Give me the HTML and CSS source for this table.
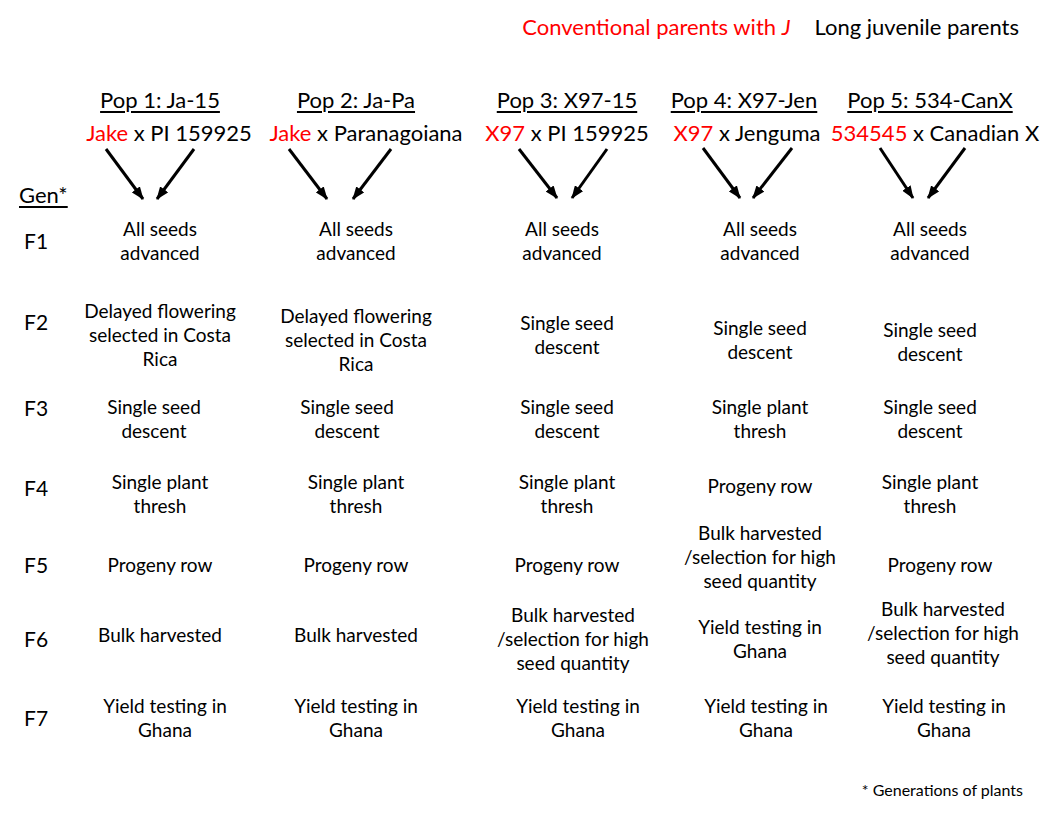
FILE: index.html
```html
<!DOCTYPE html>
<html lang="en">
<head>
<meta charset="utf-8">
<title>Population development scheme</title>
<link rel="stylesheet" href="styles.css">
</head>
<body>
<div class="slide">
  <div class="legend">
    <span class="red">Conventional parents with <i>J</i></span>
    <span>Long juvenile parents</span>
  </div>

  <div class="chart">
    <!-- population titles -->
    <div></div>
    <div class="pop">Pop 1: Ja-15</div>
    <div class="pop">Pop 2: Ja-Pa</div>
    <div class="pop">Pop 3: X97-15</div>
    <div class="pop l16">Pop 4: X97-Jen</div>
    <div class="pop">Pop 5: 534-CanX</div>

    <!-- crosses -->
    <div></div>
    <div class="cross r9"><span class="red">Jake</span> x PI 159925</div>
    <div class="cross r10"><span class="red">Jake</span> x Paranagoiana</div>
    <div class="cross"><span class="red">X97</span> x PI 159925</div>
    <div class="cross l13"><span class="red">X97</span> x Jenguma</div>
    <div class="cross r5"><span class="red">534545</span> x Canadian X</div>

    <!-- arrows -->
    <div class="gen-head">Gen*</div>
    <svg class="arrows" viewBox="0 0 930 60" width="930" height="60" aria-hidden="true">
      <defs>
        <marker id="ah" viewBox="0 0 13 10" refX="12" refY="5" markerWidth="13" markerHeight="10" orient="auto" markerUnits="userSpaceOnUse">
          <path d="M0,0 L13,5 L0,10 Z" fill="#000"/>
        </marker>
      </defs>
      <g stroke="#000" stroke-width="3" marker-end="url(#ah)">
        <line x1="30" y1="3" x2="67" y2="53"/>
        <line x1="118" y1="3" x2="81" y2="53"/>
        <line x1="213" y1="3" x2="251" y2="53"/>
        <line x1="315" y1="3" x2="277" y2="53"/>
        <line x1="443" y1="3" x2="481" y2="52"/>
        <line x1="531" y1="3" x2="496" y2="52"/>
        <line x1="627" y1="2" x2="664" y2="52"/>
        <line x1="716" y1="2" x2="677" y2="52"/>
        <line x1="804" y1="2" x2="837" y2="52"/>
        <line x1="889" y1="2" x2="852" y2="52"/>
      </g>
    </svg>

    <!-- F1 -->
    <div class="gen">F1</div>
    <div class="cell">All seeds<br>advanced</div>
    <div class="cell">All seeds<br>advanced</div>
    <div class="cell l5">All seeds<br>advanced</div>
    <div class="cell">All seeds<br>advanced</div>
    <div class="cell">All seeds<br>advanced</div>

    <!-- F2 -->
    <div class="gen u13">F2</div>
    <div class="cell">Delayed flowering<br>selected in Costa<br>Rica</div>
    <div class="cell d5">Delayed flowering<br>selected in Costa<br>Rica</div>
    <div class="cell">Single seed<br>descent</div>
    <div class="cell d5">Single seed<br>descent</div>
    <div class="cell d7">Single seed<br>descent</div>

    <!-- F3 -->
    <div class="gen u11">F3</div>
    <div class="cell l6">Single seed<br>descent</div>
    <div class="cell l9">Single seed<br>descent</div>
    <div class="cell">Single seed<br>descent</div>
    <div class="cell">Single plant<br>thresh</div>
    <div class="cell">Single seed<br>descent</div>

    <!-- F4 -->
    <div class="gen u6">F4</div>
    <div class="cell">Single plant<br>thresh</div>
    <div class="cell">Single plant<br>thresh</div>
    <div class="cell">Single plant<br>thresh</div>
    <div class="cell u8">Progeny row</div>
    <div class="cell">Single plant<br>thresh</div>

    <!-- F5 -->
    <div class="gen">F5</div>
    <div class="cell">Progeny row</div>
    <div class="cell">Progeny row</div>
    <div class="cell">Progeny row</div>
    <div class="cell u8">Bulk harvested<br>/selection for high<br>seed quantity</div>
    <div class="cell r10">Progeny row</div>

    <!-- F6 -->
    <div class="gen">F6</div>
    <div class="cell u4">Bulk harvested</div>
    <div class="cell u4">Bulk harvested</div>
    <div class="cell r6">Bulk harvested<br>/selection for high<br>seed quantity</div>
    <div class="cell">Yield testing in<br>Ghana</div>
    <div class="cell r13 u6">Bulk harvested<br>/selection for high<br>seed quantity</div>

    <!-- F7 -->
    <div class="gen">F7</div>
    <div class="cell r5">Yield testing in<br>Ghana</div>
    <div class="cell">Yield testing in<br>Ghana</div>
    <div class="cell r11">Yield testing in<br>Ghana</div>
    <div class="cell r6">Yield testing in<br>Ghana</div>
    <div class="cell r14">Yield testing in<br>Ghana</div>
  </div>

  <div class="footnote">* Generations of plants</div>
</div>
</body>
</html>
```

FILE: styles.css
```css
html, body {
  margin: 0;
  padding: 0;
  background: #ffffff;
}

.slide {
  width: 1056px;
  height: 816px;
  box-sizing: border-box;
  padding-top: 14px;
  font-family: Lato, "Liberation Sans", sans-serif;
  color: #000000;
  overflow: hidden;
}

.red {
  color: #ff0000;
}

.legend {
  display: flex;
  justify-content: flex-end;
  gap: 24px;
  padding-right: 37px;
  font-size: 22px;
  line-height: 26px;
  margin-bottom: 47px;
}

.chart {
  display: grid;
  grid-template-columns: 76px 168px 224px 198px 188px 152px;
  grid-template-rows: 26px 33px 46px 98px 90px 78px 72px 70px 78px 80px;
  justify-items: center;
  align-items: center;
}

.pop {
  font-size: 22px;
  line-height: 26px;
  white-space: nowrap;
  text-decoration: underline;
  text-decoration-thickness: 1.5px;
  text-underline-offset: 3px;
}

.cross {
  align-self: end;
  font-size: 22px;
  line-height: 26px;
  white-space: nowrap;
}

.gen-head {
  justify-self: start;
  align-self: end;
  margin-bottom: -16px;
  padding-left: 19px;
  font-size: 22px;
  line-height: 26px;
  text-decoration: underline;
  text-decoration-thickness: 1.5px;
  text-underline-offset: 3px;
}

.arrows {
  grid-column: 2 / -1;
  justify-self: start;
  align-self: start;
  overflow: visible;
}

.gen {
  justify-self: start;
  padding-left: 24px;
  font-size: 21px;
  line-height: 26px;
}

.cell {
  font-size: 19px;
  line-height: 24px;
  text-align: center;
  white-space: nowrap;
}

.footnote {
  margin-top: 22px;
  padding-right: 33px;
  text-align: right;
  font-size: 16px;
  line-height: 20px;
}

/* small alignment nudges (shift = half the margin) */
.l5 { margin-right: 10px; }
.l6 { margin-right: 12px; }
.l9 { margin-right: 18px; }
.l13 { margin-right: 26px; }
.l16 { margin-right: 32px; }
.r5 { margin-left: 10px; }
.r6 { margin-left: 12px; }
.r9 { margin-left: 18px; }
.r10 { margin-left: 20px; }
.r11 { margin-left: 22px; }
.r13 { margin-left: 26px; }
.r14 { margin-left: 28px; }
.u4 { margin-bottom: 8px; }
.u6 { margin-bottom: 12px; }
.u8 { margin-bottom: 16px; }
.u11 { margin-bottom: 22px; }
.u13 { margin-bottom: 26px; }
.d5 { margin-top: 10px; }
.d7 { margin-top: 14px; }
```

= = =

**Aim:** Repeat the material above verbatim, with no pictures in the output.

**Output of the task:**
Give me the HTML and CSS source for this table.
FILE: index.html
```html
<!DOCTYPE html>
<html lang="en">
<head>
<meta charset="utf-8">
<title>Population development scheme</title>
<link rel="stylesheet" href="styles.css">
</head>
<body>
<div class="slide">
  <div class="legend">
    <span class="red">Conventional parents with <i>J</i></span>
    <span>Long juvenile parents</span>
  </div>

  <div class="chart">
    <!-- population titles -->
    <div></div>
    <div class="pop">Pop 1: Ja-15</div>
    <div class="pop">Pop 2: Ja-Pa</div>
    <div class="pop">Pop 3: X97-15</div>
    <div class="pop l16">Pop 4: X97-Jen</div>
    <div class="pop">Pop 5: 534-CanX</div>

    <!-- crosses -->
    <div></div>
    <div class="cross r9"><span class="red">Jake</span> x PI 159925</div>
    <div class="cross r10"><span class="red">Jake</span> x Paranagoiana</div>
    <div class="cross"><span class="red">X97</span> x PI 159925</div>
    <div class="cross l13"><span class="red">X97</span> x Jenguma</div>
    <div class="cross r5"><span class="red">534545</span> x Canadian X</div>

    <!-- arrows -->
    <div class="gen-head">Gen*</div>
    <svg class="arrows" viewBox="0 0 930 60" width="930" height="60" aria-hidden="true">
      <defs>
        <marker id="ah" viewBox="0 0 13 10" refX="12" refY="5" markerWidth="13" markerHeight="10" orient="auto" markerUnits="userSpaceOnUse">
          <path d="M0,0 L13,5 L0,10 Z" fill="#000"/>
        </marker>
      </defs>
      <g stroke="#000" stroke-width="3" marker-end="url(#ah)">
        <line x1="30" y1="3" x2="67" y2="53"/>
        <line x1="118" y1="3" x2="81" y2="53"/>
        <line x1="213" y1="3" x2="251" y2="53"/>
        <line x1="315" y1="3" x2="277" y2="53"/>
        <line x1="443" y1="3" x2="481" y2="52"/>
        <line x1="531" y1="3" x2="496" y2="52"/>
        <line x1="627" y1="2" x2="664" y2="52"/>
        <line x1="716" y1="2" x2="677" y2="52"/>
        <line x1="804" y1="2" x2="837" y2="52"/>
        <line x1="889" y1="2" x2="852" y2="52"/>
      </g>
    </svg>

    <!-- F1 -->
    <div class="gen">F1</div>
    <div class="cell">All seeds<br>advanced</div>
    <div class="cell">All seeds<br>advanced</div>
    <div class="cell l5">All seeds<br>advanced</div>
    <div class="cell">All seeds<br>advanced</div>
    <div class="cell">All seeds<br>advanced</div>

    <!-- F2 -->
    <div class="gen u13">F2</div>
    <div class="cell">Delayed flowering<br>selected in Costa<br>Rica</div>
    <div class="cell d5">Delayed flowering<br>selected in Costa<br>Rica</div>
    <div class="cell">Single seed<br>descent</div>
    <div class="cell d5">Single seed<br>descent</div>
    <div class="cell d7">Single seed<br>descent</div>

    <!-- F3 -->
    <div class="gen u11">F3</div>
    <div class="cell l6">Single seed<br>descent</div>
    <div class="cell l9">Single seed<br>descent</div>
    <div class="cell">Single seed<br>descent</div>
    <div class="cell">Single plant<br>thresh</div>
    <div class="cell">Single seed<br>descent</div>

    <!-- F4 -->
    <div class="gen u6">F4</div>
    <div class="cell">Single plant<br>thresh</div>
    <div class="cell">Single plant<br>thresh</div>
    <div class="cell">Single plant<br>thresh</div>
    <div class="cell u8">Progeny row</div>
    <div class="cell">Single plant<br>thresh</div>

    <!-- F5 -->
    <div class="gen">F5</div>
    <div class="cell">Progeny row</div>
    <div class="cell">Progeny row</div>
    <div class="cell">Progeny row</div>
    <div class="cell u8">Bulk harvested<br>/selection for high<br>seed quantity</div>
    <div class="cell r10">Progeny row</div>

    <!-- F6 -->
    <div class="gen">F6</div>
    <div class="cell u4">Bulk harvested</div>
    <div class="cell u4">Bulk harvested</div>
    <div class="cell r6">Bulk harvested<br>/selection for high<br>seed quantity</div>
    <div class="cell">Yield testing in<br>Ghana</div>
    <div class="cell r13 u6">Bulk harvested<br>/selection for high<br>seed quantity</div>

    <!-- F7 -->
    <div class="gen">F7</div>
    <div class="cell r5">Yield testing in<br>Ghana</div>
    <div class="cell">Yield testing in<br>Ghana</div>
    <div class="cell r11">Yield testing in<br>Ghana</div>
    <div class="cell r6">Yield testing in<br>Ghana</div>
    <div class="cell r14">Yield testing in<br>Ghana</div>
  </div>

  <div class="footnote">* Generations of plants</div>
</div>
</body>
</html>
```

FILE: styles.css
```css
html, body {
  margin: 0;
  padding: 0;
  background: #ffffff;
}

.slide {
  width: 1056px;
  height: 816px;
  box-sizing: border-box;
  padding-top: 14px;
  font-family: Lato, "Liberation Sans", sans-serif;
  color: #000000;
  overflow: hidden;
}

.red {
  color: #ff0000;
}

.legend {
  display: flex;
  justify-content: flex-end;
  gap: 24px;
  padding-right: 37px;
  font-size: 22px;
  line-height: 26px;
  margin-bottom: 47px;
}

.chart {
  display: grid;
  grid-template-columns: 76px 168px 224px 198px 188px 152px;
  grid-template-rows: 26px 33px 46px 98px 90px 78px 72px 70px 78px 80px;
  justify-items: center;
  align-items: center;
}

.pop {
  font-size: 22px;
  line-height: 26px;
  white-space: nowrap;
  text-decoration: underline;
  text-decoration-thickness: 1.5px;
  text-underline-offset: 3px;
}

.cross {
  align-self: end;
  font-size: 22px;
  line-height: 26px;
  white-space: nowrap;
}

.gen-head {
  justify-self: start;
  align-self: end;
  margin-bottom: -16px;
  padding-left: 19px;
  font-size: 22px;
  line-height: 26px;
  text-decoration: underline;
  text-decoration-thickness: 1.5px;
  text-underline-offset: 3px;
}

.arrows {
  grid-column: 2 / -1;
  justify-self: start;
  align-self: start;
  overflow: visible;
}

.gen {
  justify-self: start;
  padding-left: 24px;
  font-size: 21px;
  line-height: 26px;
}

.cell {
  font-size: 19px;
  line-height: 24px;
  text-align: center;
  white-space: nowrap;
}

.footnote {
  margin-top: 22px;
  padding-right: 33px;
  text-align: right;
  font-size: 16px;
  line-height: 20px;
}

/* small alignment nudges (shift = half the margin) */
.l5 { margin-right: 10px; }
.l6 { margin-right: 12px; }
.l9 { margin-right: 18px; }
.l13 { margin-right: 26px; }
.l16 { margin-right: 32px; }
.r5 { margin-left: 10px; }
.r6 { margin-left: 12px; }
.r9 { margin-left: 18px; }
.r10 { margin-left: 20px; }
.r11 { margin-left: 22px; }
.r13 { margin-left: 26px; }
.r14 { margin-left: 28px; }
.u4 { margin-bottom: 8px; }
.u6 { margin-bottom: 12px; }
.u8 { margin-bottom: 16px; }
.u11 { margin-bottom: 22px; }
.u13 { margin-bottom: 26px; }
.d5 { margin-top: 10px; }
.d7 { margin-top: 14px; }
```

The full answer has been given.